For younger students, I recommend a shorter 30 minute session, often broken into segments to retain focus with a child's attention span Each lesson begins with review of assigned material and explanation of the next assignment. When a student has enough background to apply to songs / styles they'd like to learn, we move in that direction, usually with some back and forth with the text. I most often use "the Guitar, Phase 1," by Wm. Leavitt, published by Berklee Press.
For this interested in Classical guitar, I use the Christopher Parkening Guitar Method, Vols, 1 & 2, and Segovia Scale Patterns.
For those interested in Rock, Jazz or Blues styles, I generally use "A Modern Method for Guitar, Vols. 1, 2, 3" by Wm. Leavitt, published by Berklee Press.
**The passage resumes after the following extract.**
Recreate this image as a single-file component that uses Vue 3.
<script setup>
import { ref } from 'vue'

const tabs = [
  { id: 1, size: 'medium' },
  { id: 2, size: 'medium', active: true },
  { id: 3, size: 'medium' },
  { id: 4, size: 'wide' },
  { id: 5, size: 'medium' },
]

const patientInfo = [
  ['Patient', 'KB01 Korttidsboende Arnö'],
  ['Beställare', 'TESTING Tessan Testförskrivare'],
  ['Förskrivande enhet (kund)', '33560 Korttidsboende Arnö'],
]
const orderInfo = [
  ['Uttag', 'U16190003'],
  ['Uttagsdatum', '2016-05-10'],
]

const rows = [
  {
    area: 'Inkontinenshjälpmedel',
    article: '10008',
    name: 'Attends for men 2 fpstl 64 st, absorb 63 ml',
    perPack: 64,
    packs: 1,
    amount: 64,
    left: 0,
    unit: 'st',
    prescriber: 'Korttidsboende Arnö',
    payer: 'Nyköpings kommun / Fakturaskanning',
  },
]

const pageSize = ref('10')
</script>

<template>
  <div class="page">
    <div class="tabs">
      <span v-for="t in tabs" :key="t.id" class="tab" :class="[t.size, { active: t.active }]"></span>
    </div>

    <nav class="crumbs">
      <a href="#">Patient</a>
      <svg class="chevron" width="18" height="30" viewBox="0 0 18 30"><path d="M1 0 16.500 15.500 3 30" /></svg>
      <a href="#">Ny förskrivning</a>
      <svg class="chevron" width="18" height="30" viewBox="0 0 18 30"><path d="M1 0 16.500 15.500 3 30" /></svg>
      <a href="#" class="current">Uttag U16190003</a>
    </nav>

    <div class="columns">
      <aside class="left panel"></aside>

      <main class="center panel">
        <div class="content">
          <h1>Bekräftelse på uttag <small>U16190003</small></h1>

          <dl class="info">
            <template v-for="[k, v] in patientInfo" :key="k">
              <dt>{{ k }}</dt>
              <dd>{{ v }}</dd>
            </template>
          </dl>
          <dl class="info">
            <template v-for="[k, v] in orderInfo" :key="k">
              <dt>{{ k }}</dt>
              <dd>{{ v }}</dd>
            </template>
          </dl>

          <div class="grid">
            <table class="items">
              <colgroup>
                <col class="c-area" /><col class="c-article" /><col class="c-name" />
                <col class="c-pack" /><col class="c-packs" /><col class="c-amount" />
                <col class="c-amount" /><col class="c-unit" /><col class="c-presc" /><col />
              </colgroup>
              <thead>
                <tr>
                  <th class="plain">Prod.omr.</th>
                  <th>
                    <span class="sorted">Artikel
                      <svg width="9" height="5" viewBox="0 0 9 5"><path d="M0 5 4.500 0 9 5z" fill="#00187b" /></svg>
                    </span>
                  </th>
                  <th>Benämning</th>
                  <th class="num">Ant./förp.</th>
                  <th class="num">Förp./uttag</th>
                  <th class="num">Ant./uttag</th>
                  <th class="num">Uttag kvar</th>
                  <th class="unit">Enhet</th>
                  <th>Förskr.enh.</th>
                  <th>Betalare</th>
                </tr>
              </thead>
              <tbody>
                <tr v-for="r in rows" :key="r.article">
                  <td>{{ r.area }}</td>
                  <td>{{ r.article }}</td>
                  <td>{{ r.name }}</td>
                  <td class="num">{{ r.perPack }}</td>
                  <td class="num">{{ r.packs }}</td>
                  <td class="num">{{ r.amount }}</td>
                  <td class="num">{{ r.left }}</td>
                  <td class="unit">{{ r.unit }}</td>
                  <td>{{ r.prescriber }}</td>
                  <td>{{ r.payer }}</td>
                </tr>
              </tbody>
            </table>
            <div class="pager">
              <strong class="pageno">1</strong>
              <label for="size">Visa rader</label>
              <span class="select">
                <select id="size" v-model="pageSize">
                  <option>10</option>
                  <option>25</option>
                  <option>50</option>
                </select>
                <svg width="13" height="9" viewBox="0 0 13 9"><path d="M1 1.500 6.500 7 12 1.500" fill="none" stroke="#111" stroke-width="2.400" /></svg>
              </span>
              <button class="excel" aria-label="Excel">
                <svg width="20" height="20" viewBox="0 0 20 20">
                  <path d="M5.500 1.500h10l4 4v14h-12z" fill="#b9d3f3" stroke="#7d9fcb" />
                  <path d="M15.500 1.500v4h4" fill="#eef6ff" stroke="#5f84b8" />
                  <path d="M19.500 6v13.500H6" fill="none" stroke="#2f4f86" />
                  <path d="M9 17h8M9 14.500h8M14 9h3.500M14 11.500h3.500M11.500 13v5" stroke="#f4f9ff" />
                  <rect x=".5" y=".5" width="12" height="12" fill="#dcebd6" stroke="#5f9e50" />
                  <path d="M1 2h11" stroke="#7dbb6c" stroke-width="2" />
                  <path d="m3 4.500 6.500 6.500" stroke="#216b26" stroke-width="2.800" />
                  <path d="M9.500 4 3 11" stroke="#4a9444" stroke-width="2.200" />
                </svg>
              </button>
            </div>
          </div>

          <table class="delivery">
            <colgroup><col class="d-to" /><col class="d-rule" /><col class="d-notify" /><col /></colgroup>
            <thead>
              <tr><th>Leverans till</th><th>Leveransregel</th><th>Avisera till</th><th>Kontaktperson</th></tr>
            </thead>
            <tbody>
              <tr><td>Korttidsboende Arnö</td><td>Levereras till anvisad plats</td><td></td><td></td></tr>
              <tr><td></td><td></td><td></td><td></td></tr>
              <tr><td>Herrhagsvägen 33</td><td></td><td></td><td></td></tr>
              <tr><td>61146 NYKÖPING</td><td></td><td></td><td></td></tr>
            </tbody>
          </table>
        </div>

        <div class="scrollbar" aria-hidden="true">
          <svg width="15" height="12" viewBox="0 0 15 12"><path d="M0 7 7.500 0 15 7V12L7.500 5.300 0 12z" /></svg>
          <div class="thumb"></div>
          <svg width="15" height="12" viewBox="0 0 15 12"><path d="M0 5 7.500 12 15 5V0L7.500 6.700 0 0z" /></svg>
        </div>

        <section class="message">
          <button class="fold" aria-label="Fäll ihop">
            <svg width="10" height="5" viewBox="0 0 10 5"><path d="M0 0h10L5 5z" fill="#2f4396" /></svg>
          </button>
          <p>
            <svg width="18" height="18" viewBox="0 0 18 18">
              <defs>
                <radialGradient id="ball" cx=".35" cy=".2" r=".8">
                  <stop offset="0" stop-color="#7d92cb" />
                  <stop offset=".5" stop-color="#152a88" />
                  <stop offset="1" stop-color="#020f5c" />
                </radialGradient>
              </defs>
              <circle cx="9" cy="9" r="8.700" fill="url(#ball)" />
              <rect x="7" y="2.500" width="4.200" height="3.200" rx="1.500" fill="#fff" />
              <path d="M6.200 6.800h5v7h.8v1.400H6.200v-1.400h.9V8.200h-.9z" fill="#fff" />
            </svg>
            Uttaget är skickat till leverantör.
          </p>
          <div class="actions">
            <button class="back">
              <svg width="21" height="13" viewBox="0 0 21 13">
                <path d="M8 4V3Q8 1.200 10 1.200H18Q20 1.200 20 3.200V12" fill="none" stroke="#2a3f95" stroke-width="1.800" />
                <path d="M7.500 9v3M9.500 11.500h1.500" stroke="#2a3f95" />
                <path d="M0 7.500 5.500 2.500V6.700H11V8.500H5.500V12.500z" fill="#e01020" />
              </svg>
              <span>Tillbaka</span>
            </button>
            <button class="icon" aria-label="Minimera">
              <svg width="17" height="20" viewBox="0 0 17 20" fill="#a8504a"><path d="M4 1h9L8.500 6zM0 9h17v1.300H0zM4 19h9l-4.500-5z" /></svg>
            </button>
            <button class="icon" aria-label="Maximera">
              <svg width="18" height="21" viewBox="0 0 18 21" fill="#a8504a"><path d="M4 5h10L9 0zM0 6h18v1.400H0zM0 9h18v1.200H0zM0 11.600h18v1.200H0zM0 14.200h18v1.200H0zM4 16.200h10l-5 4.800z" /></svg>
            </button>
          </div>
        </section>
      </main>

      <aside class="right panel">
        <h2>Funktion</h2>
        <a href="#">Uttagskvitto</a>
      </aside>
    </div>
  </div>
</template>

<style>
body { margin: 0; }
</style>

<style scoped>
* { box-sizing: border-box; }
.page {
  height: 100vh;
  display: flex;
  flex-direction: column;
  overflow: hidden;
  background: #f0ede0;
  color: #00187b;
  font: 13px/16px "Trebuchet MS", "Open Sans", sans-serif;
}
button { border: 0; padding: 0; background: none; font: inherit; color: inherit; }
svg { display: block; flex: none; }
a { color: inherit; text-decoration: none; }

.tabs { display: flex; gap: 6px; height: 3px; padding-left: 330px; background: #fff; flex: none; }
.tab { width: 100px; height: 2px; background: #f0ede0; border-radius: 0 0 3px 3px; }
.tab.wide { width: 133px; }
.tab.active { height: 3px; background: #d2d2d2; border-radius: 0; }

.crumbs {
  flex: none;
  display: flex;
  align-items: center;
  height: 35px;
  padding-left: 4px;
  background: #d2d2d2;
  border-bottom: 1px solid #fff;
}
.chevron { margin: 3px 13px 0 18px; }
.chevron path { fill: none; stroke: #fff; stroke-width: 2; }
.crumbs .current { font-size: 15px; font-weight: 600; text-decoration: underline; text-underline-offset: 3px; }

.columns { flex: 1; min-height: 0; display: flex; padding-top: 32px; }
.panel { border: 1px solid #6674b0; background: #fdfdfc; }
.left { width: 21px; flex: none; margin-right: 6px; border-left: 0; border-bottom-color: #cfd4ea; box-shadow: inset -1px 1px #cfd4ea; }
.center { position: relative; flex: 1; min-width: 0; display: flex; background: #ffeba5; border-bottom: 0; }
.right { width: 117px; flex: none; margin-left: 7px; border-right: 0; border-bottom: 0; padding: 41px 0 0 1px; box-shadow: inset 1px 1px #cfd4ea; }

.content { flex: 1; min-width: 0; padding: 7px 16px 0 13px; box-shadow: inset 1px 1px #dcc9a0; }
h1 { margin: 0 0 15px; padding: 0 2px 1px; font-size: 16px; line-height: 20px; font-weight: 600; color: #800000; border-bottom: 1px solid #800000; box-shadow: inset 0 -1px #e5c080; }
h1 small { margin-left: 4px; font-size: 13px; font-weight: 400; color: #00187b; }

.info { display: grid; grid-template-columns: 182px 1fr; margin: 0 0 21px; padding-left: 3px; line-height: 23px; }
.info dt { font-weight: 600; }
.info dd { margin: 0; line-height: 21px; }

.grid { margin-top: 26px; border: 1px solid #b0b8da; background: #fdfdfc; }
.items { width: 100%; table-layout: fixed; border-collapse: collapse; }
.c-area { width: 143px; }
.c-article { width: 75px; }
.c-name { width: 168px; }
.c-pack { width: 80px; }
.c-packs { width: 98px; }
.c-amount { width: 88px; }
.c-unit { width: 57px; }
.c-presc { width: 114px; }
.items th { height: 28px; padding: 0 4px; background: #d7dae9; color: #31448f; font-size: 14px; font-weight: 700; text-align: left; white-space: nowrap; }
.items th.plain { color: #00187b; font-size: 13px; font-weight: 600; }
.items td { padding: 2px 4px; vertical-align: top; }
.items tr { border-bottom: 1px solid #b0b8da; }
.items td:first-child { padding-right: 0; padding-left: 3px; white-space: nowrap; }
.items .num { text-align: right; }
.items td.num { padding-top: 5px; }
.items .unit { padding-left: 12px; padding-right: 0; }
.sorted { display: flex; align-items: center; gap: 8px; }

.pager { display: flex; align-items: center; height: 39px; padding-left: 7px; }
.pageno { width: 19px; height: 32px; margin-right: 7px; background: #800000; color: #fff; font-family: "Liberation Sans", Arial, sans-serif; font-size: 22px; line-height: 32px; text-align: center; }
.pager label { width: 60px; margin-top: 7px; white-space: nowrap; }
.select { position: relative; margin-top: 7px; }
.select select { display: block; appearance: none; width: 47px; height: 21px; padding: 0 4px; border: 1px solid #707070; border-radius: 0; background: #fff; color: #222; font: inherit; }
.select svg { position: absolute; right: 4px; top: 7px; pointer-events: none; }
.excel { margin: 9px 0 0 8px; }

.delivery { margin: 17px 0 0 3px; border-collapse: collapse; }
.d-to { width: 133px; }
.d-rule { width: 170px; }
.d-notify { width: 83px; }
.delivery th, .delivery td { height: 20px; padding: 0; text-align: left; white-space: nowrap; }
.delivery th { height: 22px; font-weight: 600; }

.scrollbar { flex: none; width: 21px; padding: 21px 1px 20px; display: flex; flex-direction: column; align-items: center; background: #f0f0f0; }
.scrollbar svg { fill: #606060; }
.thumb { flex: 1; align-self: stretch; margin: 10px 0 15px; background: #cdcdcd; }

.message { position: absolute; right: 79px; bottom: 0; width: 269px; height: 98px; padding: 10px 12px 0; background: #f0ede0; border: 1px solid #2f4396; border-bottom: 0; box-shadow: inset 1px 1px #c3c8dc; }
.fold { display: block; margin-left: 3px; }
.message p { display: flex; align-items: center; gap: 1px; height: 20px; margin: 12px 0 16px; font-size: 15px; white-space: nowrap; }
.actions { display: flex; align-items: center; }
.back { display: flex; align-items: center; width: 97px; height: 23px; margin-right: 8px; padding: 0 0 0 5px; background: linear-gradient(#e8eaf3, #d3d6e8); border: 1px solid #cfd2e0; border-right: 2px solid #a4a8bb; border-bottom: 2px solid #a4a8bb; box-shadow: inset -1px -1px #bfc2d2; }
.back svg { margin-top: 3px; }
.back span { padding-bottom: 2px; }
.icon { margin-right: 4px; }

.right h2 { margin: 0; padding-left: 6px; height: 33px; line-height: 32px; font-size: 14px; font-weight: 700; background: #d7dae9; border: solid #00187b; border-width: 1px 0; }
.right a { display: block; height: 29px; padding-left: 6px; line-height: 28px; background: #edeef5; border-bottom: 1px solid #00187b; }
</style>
For adult beginners or intermediate / advanced students, an hour lesson is recommended. My approach will vary depending upon the goals and background of the student. Some of the topics that may be covered include horizontal / intervalic studies, two-line improvisation, position studies, drop-2 / drop 3 voicings, solo repertoire, sweep technique, , etc.
Considering my background, most students who want to study with me expect and want a serious, structured approach. In most cases, especially with beginning level students, I recommend using a method book with clearly defined progressive assignments, eventually supplementing by applying learned skills to whatever musical styles the student is interested in. More advanced students might need an explanation of theoretical concepts and applications, or technical studies. If they plan to be long term students, we might also aim to patch up educational gaps , such as reading skill, or technical problems such as proper hand positions along the way.
There are many students who just want to play a few songs. My approach is to give the student a skill set that would allow them to eventually learn a song without having to go to a teacher. I'm not the sort of teacher who just shows a student where to place their fingers to play a song without understanding what they're doing. I try to instill a deeper understanding of the workings of instrument, until the student becomes self-sufficient.